The model is essentially a set of equations that describe the physics of the geodynamo. The equations are continually solved, each solution advancing the clock forward about a week. At its longest stretch, the model ran the equivalent of 500,000 years, Glatzmaier said.
By studying the model, the scientists discovered that, as the geodynamo generates new magnetic fields, the new fields usually line up in the direction of the existing magnetic field.
"But once in a while a disturbance will twist the magnetic field in a different direction and induce a little bit of a pole reversal," Glatzmaier said.
These bits of a pole reversal are referred to as instabilities. They constantly occur in the fluid flow of the core, tracking through it like little hurricanes, though at a much slower pace—about one degree of latitude per year.
Typically, instabilities are temporary. But on very rare occasions, conditions are favorable enough that the reversed polarity gets bigger and bigger as the original polarity decays.
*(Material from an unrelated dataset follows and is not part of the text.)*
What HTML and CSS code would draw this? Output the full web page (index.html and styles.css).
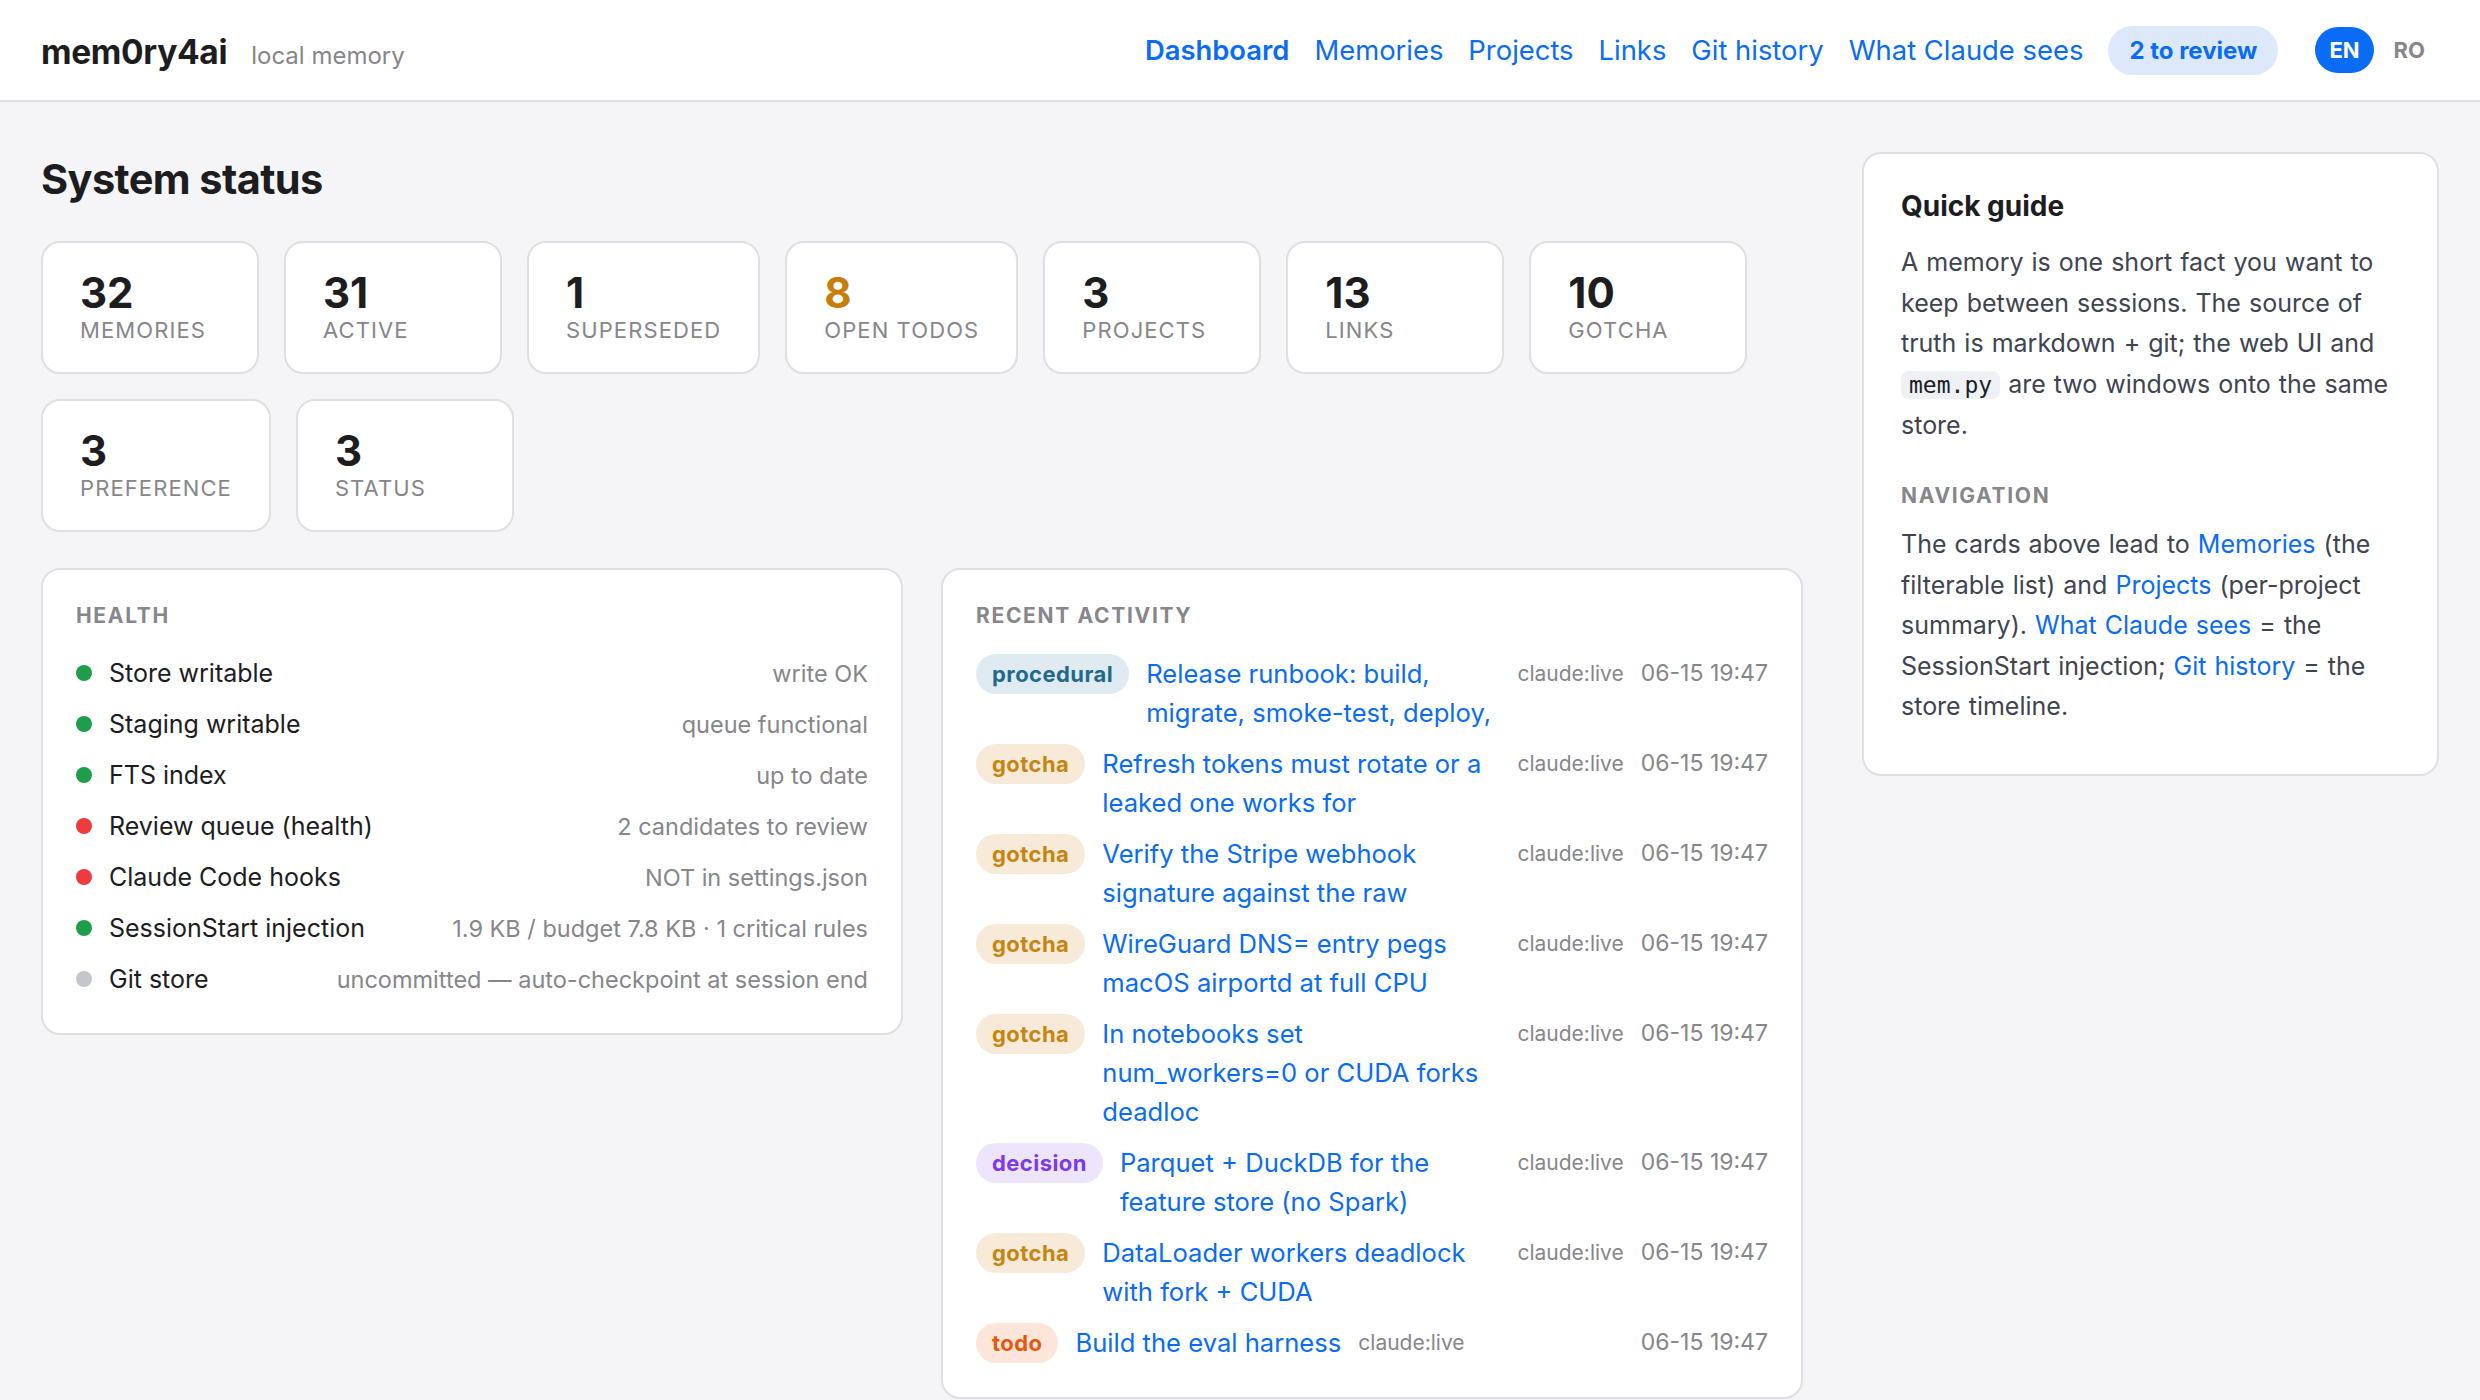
FILE: index.html
```html
<!DOCTYPE html>
<html lang="en">
<head>
    <meta charset="UTF-8">
    <meta name="viewport" content="width=device-width, initial-scale=1.0">
    <title>mem0ry4ai · Dashboard</title>
    <link rel="stylesheet" href="styles.css">
</head>
<body>
    <header class="topbar">
        <div class="brand">
            <span class="brand-name">mem0ry4ai</span>
            <span class="brand-sub">local memory</span>
        </div>
        <nav class="nav">
            <a href="#" class="nav-link active">Dashboard</a>
            <a href="#" class="nav-link">Memories</a>
            <a href="#" class="nav-link">Projects</a>
            <a href="#" class="nav-link">Links</a>
            <a href="#" class="nav-link">Git history</a>
            <a href="#" class="nav-link">What Claude sees</a>
            <a href="#" class="review-pill">2 to review</a>
            <div class="lang">
                <a href="#" class="lang-btn on">EN</a>
                <a href="#" class="lang-btn">RO</a>
            </div>
        </nav>
    </header>

    <div class="page">
        <main class="main">
            <h1>System status</h1>

            <div class="stats">
                <a href="#" class="stat"><span class="stat-num">32</span><span class="stat-label">Memories</span></a>
                <a href="#" class="stat"><span class="stat-num">31</span><span class="stat-label">Active</span></a>
                <a href="#" class="stat"><span class="stat-num">1</span><span class="stat-label">Superseded</span></a>
                <a href="#" class="stat"><span class="stat-num warn">8</span><span class="stat-label">Open todos</span></a>
                <a href="#" class="stat"><span class="stat-num">3</span><span class="stat-label">Projects</span></a>
                <a href="#" class="stat"><span class="stat-num">13</span><span class="stat-label">Links</span></a>
                <a href="#" class="stat"><span class="stat-num">10</span><span class="stat-label">Gotcha</span></a>
                <a href="#" class="stat"><span class="stat-num">3</span><span class="stat-label">Preference</span></a>
                <a href="#" class="stat"><span class="stat-num">3</span><span class="stat-label">Status</span></a>
            </div>

            <div class="panels">
                <section class="panel">
                    <h2 class="section-label">Health</h2>
                    <ul class="health">
                        <li><span class="dot ok"></span><span class="h-name">Store writable</span><span class="h-note">write OK</span></li>
                        <li><span class="dot ok"></span><span class="h-name">Staging writable</span><span class="h-note">queue functional</span></li>
                        <li><span class="dot ok"></span><span class="h-name">FTS index</span><span class="h-note">up to date</span></li>
                        <li><span class="dot bad"></span><span class="h-name">Review queue (health)</span><span class="h-note">2 candidates to review</span></li>
                        <li><span class="dot bad"></span><span class="h-name">Claude Code hooks</span><span class="h-note">NOT in settings.json</span></li>
                        <li><span class="dot ok"></span><span class="h-name">SessionStart injection</span><span class="h-note">1.9 KB / budget 7.8 KB · 1 critical rules</span></li>
                        <li><span class="dot idle"></span><span class="h-name">Git store</span><span class="h-note">uncommitted — auto-checkpoint at session end</span></li>
                    </ul>
                </section>

                <section class="panel panel-activity">
                    <h2 class="section-label">Recent activity</h2>
                    <ul class="activity">
                        <li><span class="badge procedural">procedural</span><a href="#" class="act-title">Release runbook: build, migrate, smoke-test, deploy,</a><span class="act-src">claude:live</span><span class="act-date">06-15 19:47</span></li>
                        <li><span class="badge gotcha">gotcha</span><a href="#" class="act-title">Refresh tokens must rotate or a leaked one works for</a><span class="act-src">claude:live</span><span class="act-date">06-15 19:47</span></li>
                        <li><span class="badge gotcha">gotcha</span><a href="#" class="act-title">Verify the Stripe webhook signature against the raw</a><span class="act-src">claude:live</span><span class="act-date">06-15 19:47</span></li>
                        <li><span class="badge gotcha">gotcha</span><a href="#" class="act-title">WireGuard DNS= entry pegs macOS airportd at full CPU</a><span class="act-src">claude:live</span><span class="act-date">06-15 19:47</span></li>
                        <li><span class="badge gotcha">gotcha</span><a href="#" class="act-title">In notebooks set num_workers=0 or CUDA forks deadloc</a><span class="act-src">claude:live</span><span class="act-date">06-15 19:47</span></li>
                        <li><span class="badge decision">decision</span><a href="#" class="act-title">Parquet + DuckDB for the feature store (no Spark)</a><span class="act-src">claude:live</span><span class="act-date">06-15 19:47</span></li>
                        <li><span class="badge gotcha">gotcha</span><a href="#" class="act-title">DataLoader workers deadlock with fork + CUDA</a><span class="act-src">claude:live</span><span class="act-date">06-15 19:47</span></li>
                        <li><span class="badge todo">todo</span><a href="#" class="act-title">Build the eval harness</a><span class="act-src">claude:live</span><span class="act-date">06-15 19:47</span></li>
                    </ul>
                </section>
            </div>
        </main>

        <aside class="guide">
            <h3>Quick guide</h3>
            <p>A memory is one short fact you want to keep between sessions. The source of truth is markdown + git; the web UI and <code>mem.py</code> are two windows onto the same store.</p>
            <h4 class="section-label">Navigation</h4>
            <p>The cards above lead to <a href="#">Memories</a> (the filterable list) and <a href="#">Projects</a> (per-project summary). <a href="#">What Claude sees</a> = the SessionStart injection; <a href="#">Git history</a> = the store timeline.</p>
        </aside>
    </div>
</body>
</html>
```
FILE: styles.css
```css
* {
    box-sizing: border-box;
}
body {
    margin: 0;
    font-family: Inter, "Noto Sans", "Liberation Sans", sans-serif;
    background-color: #f5f5f7;
    color: #1d1d1f;
}
a {
    color: #0a6cf5;
    text-decoration: none;
}
ul {
    list-style: none;
    margin: 0;
    padding: 0;
}

/* top bar */
.topbar {
    height: 102px;
    display: flex;
    align-items: center;
    justify-content: space-between;
    padding: 0 41px;
    background-color: #ffffff;
    border-bottom: 2px solid #dedee3;
}
.brand {
    display: flex;
    align-items: baseline;
    gap: 24px;
    padding-top: 4px;
}
.brand-name {
    font-size: 33.5px;
    font-weight: 700;
    letter-spacing: -0.01em;
}
.brand-sub {
    font-size: 24px;
    color: #86868b;
}
.nav {
    display: flex;
    align-items: center;
    gap: 25px;
}
.nav-link {
    font-size: 27.4px;
}
.nav-link.active {
    font-weight: 600;
}
.review-pill {
    font-size: 24px;
    font-weight: 700;
    padding: 0 21px;
    height: 49px;
    line-height: 49px;
    border-radius: 25px;
    background-color: #dde9fb;
}
.lang {
    display: flex;
    gap: 6px;
    margin-left: 12px;
}
.lang-btn {
    font-size: 22px;
    font-weight: 700;
    color: #86868b;
    height: 46px;
    line-height: 46px;
    padding: 0 14px;
    border-radius: 23px;
}
.lang-btn.on {
    color: #ffffff;
    background-color: #0a6cf5;
}

/* page layout */
.page {
    display: grid;
    grid-template-columns: 1fr 577px;
    gap: 59px;
    align-items: start;
    padding: 50px 41px 40px;
}
h1 {
    font-size: 41.5px;
    font-weight: 700;
    letter-spacing: -0.015em;
    line-height: 1.2;
    margin: 0 0 36px;
    padding-top: 3px;
}

/* stat cards */
.stats {
    display: flex;
    flex-wrap: wrap;
    gap: 25px;
}
.stat {
    display: flex;
    flex-direction: column;
    min-width: 218px;
    padding: 27px 37px;
    background-color: #ffffff;
    border: 2px solid #dedee3;
    border-radius: 19px;
    color: #1d1d1f;
}
.stat-num {
    font-size: 42px;
    font-weight: 700;
    line-height: 46px;
}
.stat-num.warn {
    color: #c97d06;
}
.stat-label {
    font-size: 22px;
    line-height: 29px;
    letter-spacing: 0.05em;
    text-transform: uppercase;
    color: #86868b;
}

/* panels */
.panels {
    display: grid;
    grid-template-columns: 1fr 1fr;
    gap: 38px;
    align-items: start;
    margin-top: 36px;
}
.panel {
    background-color: #ffffff;
    border: 2px solid #dedee3;
    border-radius: 19px;
    padding: 33px 33px 28px;
}
.panel-activity {
    padding-bottom: 34px;
}
.section-label {
    margin: 0;
    font-size: 21px;
    line-height: 25px;
    font-weight: 700;
    letter-spacing: 0.08em;
    text-transform: uppercase;
    color: #86868b;
}
.health {
    margin-top: 20px;
}
.health li {
    display: flex;
    align-items: center;
    min-height: 51px;
    font-size: 25px;
}
.dot {
    width: 16px;
    height: 16px;
    border-radius: 50%;
    margin-right: 17px;
    flex: none;
}
.dot.ok {
    background-color: #1e9e4a;
}
.dot.bad {
    background-color: #ee3b3f;
}
.dot.idle {
    background-color: #c4c6cc;
}
.h-note {
    margin-left: auto;
    font-size: 23.5px;
    color: #86868b;
    white-space: nowrap;
}

.activity {
    margin-top: 26px;
    display: flex;
    flex-direction: column;
    gap: 12px;
}
.activity li {
    display: flex;
    align-items: flex-start;
    gap: 17px;
}
.badge {
    flex: none;
    height: 40px;
    line-height: 40px;
    padding: 0 16px;
    border-radius: 20px;
    font-size: 22px;
    font-weight: 700;
    letter-spacing: 0.02em;
}
.badge.procedural {
    color: #1f6a8c;
    background-color: #dfeaf1;
}
.badge.gotcha {
    color: #c78510;
    background-color: #f7ead9;
}
.badge.decision {
    color: #7c3aed;
    background-color: #ede5fb;
}
.badge.todo {
    color: #e5580f;
    background-color: #fde5da;
}
.act-title {
    flex: 0 1 auto;
    font-size: 25.6px;
    line-height: 39px;
}
.act-src {
    flex: none;
    font-size: 21px;
    line-height: 39px;
    color: #86868b;
}
.act-date {
    flex: none;
    margin-left: auto;
    font-size: 23px;
    line-height: 39px;
    color: #86868b;
}

/* quick guide */
.guide {
    background-color: #ffffff;
    border: 2px solid #dedee3;
    border-radius: 19px;
    padding: 34px 37px 35px;
}
.guide h3 {
    margin: 0 0 18px;
    font-size: 28px;
    line-height: 36px;
    font-weight: 700;
}
.guide p {
    margin: 0 0 12px;
    font-size: 25px;
    line-height: 40.6px;
    color: #3f4451;
    word-spacing: 0.04em;
}
.guide h4 {
    margin: 37px 0 16px;
}
.guide code {
    font-family: "DejaVu Sans Mono", "Liberation Mono", monospace;
    font-size: 23px;
    padding: 1px 8px;
    border-radius: 8px;
    background-color: #eef0f3;
    color: #1d1d1f;
}
```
If this new polarity takes over the entire core, it causes a pole reversal.
"It's a very complicated, chaotic system, and it has a life of its own," Glatzmaier said.

Weak Spot

Peter Olson, a geophysicist at Johns Hopkins University in Baltimore, Maryland, said scientists can now pinpoint the core-mantle boundary where these instabilities in the magnetic field are happening.
One such disturbance Olson has been observing recently formed over the east-central Atlantic Ocean. Like a little hurricane, the anomaly swept toward the Caribbean and is moving up in the direction of North America.
"It's a new one, a little thing," Olson said. "Time will tell whether it develops into something significant. But it is here in the North Atlantic, moving towards the Pentagon. We can track it over the next couple of decades."
Instabilities such as this, Olson added, are causing Earth's magnetic field to weaken. Today the field is about 10 percent weaker than it was when German mathematician Carl Friedrich Gauss first began measuring it in 1845. Some scientists speculate the field is headed for a reversal.